● **SET EXERCISE**: Copy all of the material word for word, except for the pictures.

● **DATA SHOWN**:
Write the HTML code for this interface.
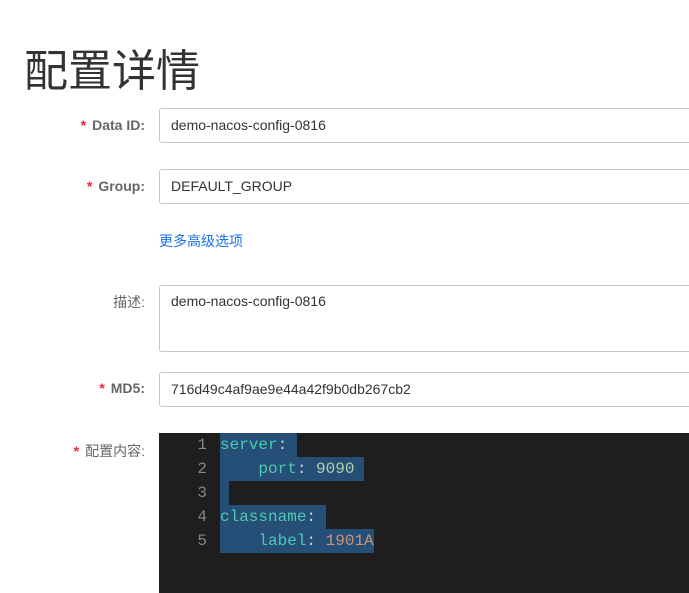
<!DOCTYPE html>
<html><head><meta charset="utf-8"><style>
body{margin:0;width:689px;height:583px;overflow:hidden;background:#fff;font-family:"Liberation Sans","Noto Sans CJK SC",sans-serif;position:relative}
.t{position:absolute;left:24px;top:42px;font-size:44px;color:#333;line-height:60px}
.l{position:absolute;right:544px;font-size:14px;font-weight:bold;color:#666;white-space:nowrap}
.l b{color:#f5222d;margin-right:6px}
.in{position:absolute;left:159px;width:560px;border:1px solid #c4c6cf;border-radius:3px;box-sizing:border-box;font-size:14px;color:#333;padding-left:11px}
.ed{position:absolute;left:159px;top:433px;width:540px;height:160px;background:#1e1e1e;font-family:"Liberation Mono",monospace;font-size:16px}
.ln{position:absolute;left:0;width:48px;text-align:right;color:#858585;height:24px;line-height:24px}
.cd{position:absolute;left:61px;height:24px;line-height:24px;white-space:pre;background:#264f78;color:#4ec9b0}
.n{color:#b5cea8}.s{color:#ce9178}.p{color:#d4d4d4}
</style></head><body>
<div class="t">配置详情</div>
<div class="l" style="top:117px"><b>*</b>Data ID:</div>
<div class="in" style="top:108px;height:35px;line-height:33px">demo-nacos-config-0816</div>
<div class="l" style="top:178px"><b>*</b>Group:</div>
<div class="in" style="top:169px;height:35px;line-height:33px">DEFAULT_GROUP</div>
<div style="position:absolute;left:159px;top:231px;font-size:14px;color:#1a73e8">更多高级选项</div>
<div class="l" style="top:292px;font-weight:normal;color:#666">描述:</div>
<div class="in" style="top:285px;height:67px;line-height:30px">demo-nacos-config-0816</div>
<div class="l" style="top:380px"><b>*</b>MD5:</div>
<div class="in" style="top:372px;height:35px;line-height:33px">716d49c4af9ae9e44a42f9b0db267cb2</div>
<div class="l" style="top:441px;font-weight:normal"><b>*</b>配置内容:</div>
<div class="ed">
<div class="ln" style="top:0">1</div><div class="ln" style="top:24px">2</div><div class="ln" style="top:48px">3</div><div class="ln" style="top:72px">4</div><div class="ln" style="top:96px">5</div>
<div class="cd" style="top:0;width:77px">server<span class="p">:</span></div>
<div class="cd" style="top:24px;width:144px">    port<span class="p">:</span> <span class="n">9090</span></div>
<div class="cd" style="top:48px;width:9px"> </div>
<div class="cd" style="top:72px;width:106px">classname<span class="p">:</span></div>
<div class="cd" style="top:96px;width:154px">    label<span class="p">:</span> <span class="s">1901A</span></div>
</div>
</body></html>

● **OUTPUT OF THE TASK**:
Write the HTML code for this interface.
<!DOCTYPE html>
<html><head><meta charset="utf-8"><style>
body{margin:0;width:689px;height:583px;overflow:hidden;background:#fff;font-family:"Liberation Sans","Noto Sans CJK SC",sans-serif;position:relative}
.t{position:absolute;left:24px;top:42px;font-size:44px;color:#333;line-height:60px}
.l{position:absolute;right:544px;font-size:14px;font-weight:bold;color:#666;white-space:nowrap}
.l b{color:#f5222d;margin-right:6px}
.in{position:absolute;left:159px;width:560px;border:1px solid #c4c6cf;border-radius:3px;box-sizing:border-box;font-size:14px;color:#333;padding-left:11px}
.ed{position:absolute;left:159px;top:433px;width:540px;height:160px;background:#1e1e1e;font-family:"Liberation Mono",monospace;font-size:16px}
.ln{position:absolute;left:0;width:48px;text-align:right;color:#858585;height:24px;line-height:24px}
.cd{position:absolute;left:61px;height:24px;line-height:24px;white-space:pre;background:#264f78;color:#4ec9b0}
.n{color:#b5cea8}.s{color:#ce9178}.p{color:#d4d4d4}
</style></head><body>
<div class="t">配置详情</div>
<div class="l" style="top:117px"><b>*</b>Data ID:</div>
<div class="in" style="top:108px;height:35px;line-height:33px">demo-nacos-config-0816</div>
<div class="l" style="top:178px"><b>*</b>Group:</div>
<div class="in" style="top:169px;height:35px;line-height:33px">DEFAULT_GROUP</div>
<div style="position:absolute;left:159px;top:231px;font-size:14px;color:#1a73e8">更多高级选项</div>
<div class="l" style="top:292px;font-weight:normal;color:#666">描述:</div>
<div class="in" style="top:285px;height:67px;line-height:30px">demo-nacos-config-0816</div>
<div class="l" style="top:380px"><b>*</b>MD5:</div>
<div class="in" style="top:372px;height:35px;line-height:33px">716d49c4af9ae9e44a42f9b0db267cb2</div>
<div class="l" style="top:441px;font-weight:normal"><b>*</b>配置内容:</div>
<div class="ed">
<div class="ln" style="top:0">1</div><div class="ln" style="top:24px">2</div><div class="ln" style="top:48px">3</div><div class="ln" style="top:72px">4</div><div class="ln" style="top:96px">5</div>
<div class="cd" style="top:0;width:77px">server<span class="p">:</span></div>
<div class="cd" style="top:24px;width:144px">    port<span class="p">:</span> <span class="n">9090</span></div>
<div class="cd" style="top:48px;width:9px"> </div>
<div class="cd" style="top:72px;width:106px">classname<span class="p">:</span></div>
<div class="cd" style="top:96px;width:154px">    label<span class="p">:</span> <span class="s">1901A</span></div>
</div>
</body></html>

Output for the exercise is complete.